# Aim:
Scan the following material for the string "this" and copy each line in which it appears.

# Data block:
++++++++++++++++++++

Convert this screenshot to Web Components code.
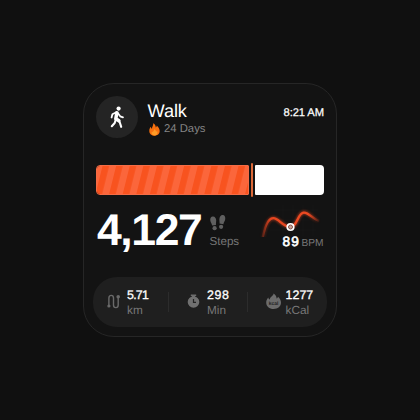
<!DOCTYPE html>
<html lang="en"><head><meta charset="utf-8"><title>Walk</title>
<style>
html,body{margin:0;width:420px;height:420px;background:#101010;overflow:hidden}
body{display:grid;place-items:center;font-family:"Liberation Sans",Arial,sans-serif;text-rendering:geometricPrecision}
</style></head><body>
<walk-card></walk-card>
<script>
const define=(name,html)=>{
  const t=document.createElement('template');t.innerHTML=html;
  customElements.define(name,class extends HTMLElement{
    constructor(){super();this.attachShadow({mode:'open'}).append(t.content.cloneNode(true))}
  });
};
define('card-header',`<style>
:host{display:flex;height:42px;color:#fff}
.disc{width:42px;height:42px;border-radius:50%;background:#242424;flex:none}
.info{margin-left:9.5px;flex:1}
.title{font-size:18.2px;line-height:20px;margin-top:5px;letter-spacing:-.1px}
.streak{display:flex;align-items:center;gap:4px;font-size:11.3px;line-height:14px;color:#858585;margin-top:1px}
.streak svg{margin-left:1.5px}
.time{font-size:11.2px;line-height:14px;margin-top:10px;letter-spacing:-.08px;-webkit-text-stroke:.25px #fff}
</style>
<div class="disc"><svg width="42" height="42" viewBox="0 0 42 42" fill="none" stroke="#fff" stroke-linecap="round" stroke-linejoin="round"><circle cx="22.6" cy="12.6" r="2.1" fill="#fff" stroke="none"/><path d="M20.9 16.8 19.8 22.8 22.9 24.8" stroke-width="3.5"/><path d="M20.3 16.3 16.4 18.2 15.6 21.5M22 17.3 24.2 20.3 27 21.3" stroke-width="1.8"/><path d="M19.8 23.5 18.7 27 15.8 30.2M22.2 23.8 23.8 26.5 25.2 30.8" stroke-width="2.1"/></svg></div>
<div class="info"><div class="title">Walk</div><div class="streak"><svg width="11" height="13" viewBox="0 0 11 13"><path d="M4.1.2C6 1.1 6.8 2.7 6.8 4.4 7.5 4.1 7.8 3.4 7.7 2.6 9.4 4 10.7 6 10.7 8 10.7 10.8 8.4 12.7 5.6 12.7 2.7 12.7.3 10.6.3 7.9.3 6 1 4.7 1.8 3.8 2 5 2.4 5.5 3 5.7 2.9 3.6 4.7 2.5 4.1.2Z" fill="#f8700f"/><path d="M5.4 6C6.8 7.1 7 8 7 8.8L8 7.9C9.3 10 8 12.4 5.6 12.4 3.3 12.4 2 10.6 3 8.5L4 9.2C3.9 8.1 5.4 7.5 5.4 6Z" fill="#ff9c26"/></svg><span>24 Days</span></div></div>
<div class="time">8:21 AM</div>`);
define('step-progress',`<style>
:host{display:flex;align-items:center;height:34px}
.done{width:153px;height:30px;border-radius:4px 1px 1px 4px;box-sizing:border-box;border:.8px solid #f56c45;overflow:hidden}
.done svg{display:block}
.mark{width:2.4px;height:34px;margin:0 1.9px 0 1.7px;border-radius:1px;background:#dc6837}
.left{flex:1;height:30px;border-radius:1px 4px 4px 1px;background:#fff}
</style><div class="done"><svg width="153" height="30"><defs><pattern id="s" width="13.6" height="30" patternUnits="userSpaceOnUse" patternTransform="translate(5.5 0) skewX(-14)"><path fill="#f8531f" d="M0 0h13.6v30H0z"/><path fill="#fb663b" d="M6.6 0h7v30h-7z"/></pattern></defs><rect width="153" height="30" fill="url(#s)"/></svg></div><div class="mark"></div><div class="left"></div>`);
define('step-summary',`<style>
:host{display:flex;height:50px;color:#fff}
.count{font-size:44.5px;line-height:50px;font-weight:700;letter-spacing:-1.4px;width:112.5px;margin-left:1px;padding-top:3px;box-sizing:border-box;white-space:nowrap}
.steps{width:47px;padding-top:12px;font-size:11.6px;color:#777}
.steps svg{display:block}.steps span{display:block;line-height:14px;margin-top:4px}
.heart{flex:1;display:flex;flex-direction:column;align-items:flex-end}
.heart svg{display:block}
.rate{display:flex;align-items:baseline;gap:1.5px;line-height:16px;margin-top:-3px}
b{font-weight:400;font-size:13.6px;letter-spacing:1.2px;-webkit-text-stroke:.65px #fff}small{font-size:10.2px;color:#777;margin-right:.5px}
</style>
<div class="count">4,127</div>
<div class="steps"><svg width="16" height="16" viewBox="0 0 16 16" fill="#606060"><path d="M.3 5.6C0 3.2.9 1.7 2.7 1.5 4.8 1.2 6 3.2 6.2 5.2 6.3 7 5.7 8.3 6 10L2.1 10.6C1.9 8.7.6 7.7.3 5.6ZM15.2 4.2C15.5 1.8 14.7.4 12.9.1 10.9-.2 9.6 1.8 9.4 3.9 9.2 5.7 9.8 7 9.5 8.6L13.4 9.3C13.6 7.4 14.9 6.3 15.2 4.2Z"/><ellipse cx="4.6" cy="13.2" rx="2.1" ry="2.1"/><ellipse cx="11.1" cy="11.8" rx="2.1" ry="2.1"/></svg><span>Steps</span></div>
<div class="heart"><svg width="66" height="34" viewBox="258 203 66 34"><defs><linearGradient id="g" gradientUnits="userSpaceOnUse" x1="261" y1="0" x2="320" y2="0"><stop stop-color="#e0401c" stop-opacity=".1"/><stop offset=".17" stop-color="#e5451f"/><stop offset=".8" stop-color="#ee4a22"/><stop offset="1" stop-color="#e0401c" stop-opacity=".05"/></linearGradient><filter id="b" x="-20%" y="-50%" width="140%" height="200%"><feGaussianBlur stdDeviation="1.3"/></filter><path id="w" d="M262 240C264.5 229 267 218.6 273.2 218.2 278.5 217.9 283 227 290.5 227 297.5 227 297.5 212.8 303.8 212.6 309 212.5 313 219 319 221"/></defs><path d="M274 210h44M274 220h46M270 230h46M283 205v31M293 205v31M303 205v31M313 205v31" stroke="#181818" stroke-width=".6"/><g fill="none" stroke="url(#g)"><use href="#w" stroke-width="4" opacity=".5" filter="url(#b)"/><use href="#w" stroke-width="2.3"/></g><circle cx="290.5" cy="227" r="4.1" fill="#fff"/><circle cx="290.5" cy="227" r="2" fill="#c9a298" stroke="#81534a"/></svg><div class="rate"><b>89</b><small>BPM</small></div></div>`);
define('stat-item',`<style>
:host{display:flex;height:50px;box-sizing:border-box}
.icon{width:20px;flex:none;padding-top:15px}
.text{padding-top:11px}
.v{color:#fff;font-size:12.4px;line-height:15px;-webkit-text-stroke:.3px #fff;letter-spacing:var(--ls,0)}
.u{color:#777;font-size:11.8px;line-height:14px}
</style><div class="icon"><slot name="icon"></slot></div><div class="text"><div class="v"><slot name="value"></slot></div><div class="u"><slot name="unit"></slot></div></div>`);
define('stats-pill',`<style>
:host{display:grid;grid-template-columns:75px 1px 79px 79px;height:50px;border-radius:24px;background:#1f1f1f}
i{width:1px;height:20px;margin-top:15px;background:#2c2c2c}
.mid{display:flex;justify-content:space-between}
svg{display:block}
</style>
<stat-item style="margin-left:14px;--ls:-.75px"><svg slot="icon" width="14" height="20" viewBox="0 0 14 20" fill="none" stroke="#6a6a6a" stroke-width="1.5" stroke-linecap="round"><path d="M1.9 13.5V6.1C1.9 2.5 6.5 2.5 6.5 6.1V13C6.5 16.5 11.2 16.5 11.2 13V5.5" stroke-width="1.4"/><circle cx="1.9" cy="14" r="1.6" fill="#6a6a6a" stroke="none"/><circle cx="11.2" cy="4.7" r="1.8" fill="#6a6a6a" stroke="none"/></svg><span slot="value">5.71</span><span slot="unit">km</span></stat-item><i></i>
<div class="mid"><stat-item style="margin-left:18px;--ls:.6px"><svg slot="icon" width="14" height="20" viewBox="0 0 14 20"><path d="M3.8 2.5h5.4v1.6H3.8zM5 4h3v2H5z" fill="#6c6c6c"/><circle cx="6.5" cy="10" r="5.8" fill="#707070"/><path d="M6.5 7v3.3H9" fill="none" stroke="#242424" stroke-width="1.2"/></svg><span slot="value">298</span><span slot="unit">Min</span></stat-item><i></i></div>
<stat-item style="margin-left:17.5px;--ls:.05px"><svg slot="icon" width="16" height="20" viewBox="0 0 16 20"><path d="M7.6 1.5C10 3.1 10.6 4.8 10.6 6.6 11.4 6.3 11.8 5.6 12 4.8 13.9 6.4 15 8.6 15 10.6 15 14.7 11.7 17 7.6 17 3.4 17 .2 14.4.2 10.5.2 8.4 1.1 6.8 2.4 5.4 2.5 6.6 3.1 7.2 3.8 7.4 4 4.7 7.2 4.1 7.6 1.5Z" fill="#6c6c6c"/><text x="7.6" y="13.2" text-anchor="middle" font-family="Liberation Sans,sans-serif" font-size="5" font-weight="700" fill="#222">kcal</text></svg><span slot="value">1277</span><span slot="unit">kCal</span></stat-item>`);
define('walk-card',`<style>
:host{display:block;width:254px;height:254px;box-sizing:border-box;border:1px solid #262626;border-radius:31px;background:#131313}
card-header{margin:12px 12px 0}
step-progress{margin:25px 12px 0}
step-summary{margin:6px 12px 0}
stats-pill{margin:24px 9px 0}
</style><card-header></card-header><step-progress></step-progress><step-summary></step-summary><stats-pill></stats-pill>`);
</script></body></html>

++++++++++++++++++++

# Result:
Convert this screenshot to Web Components code.
    constructor(){super();this.attachShadow({mode:'open'}).append(t.content.cloneNode(true))}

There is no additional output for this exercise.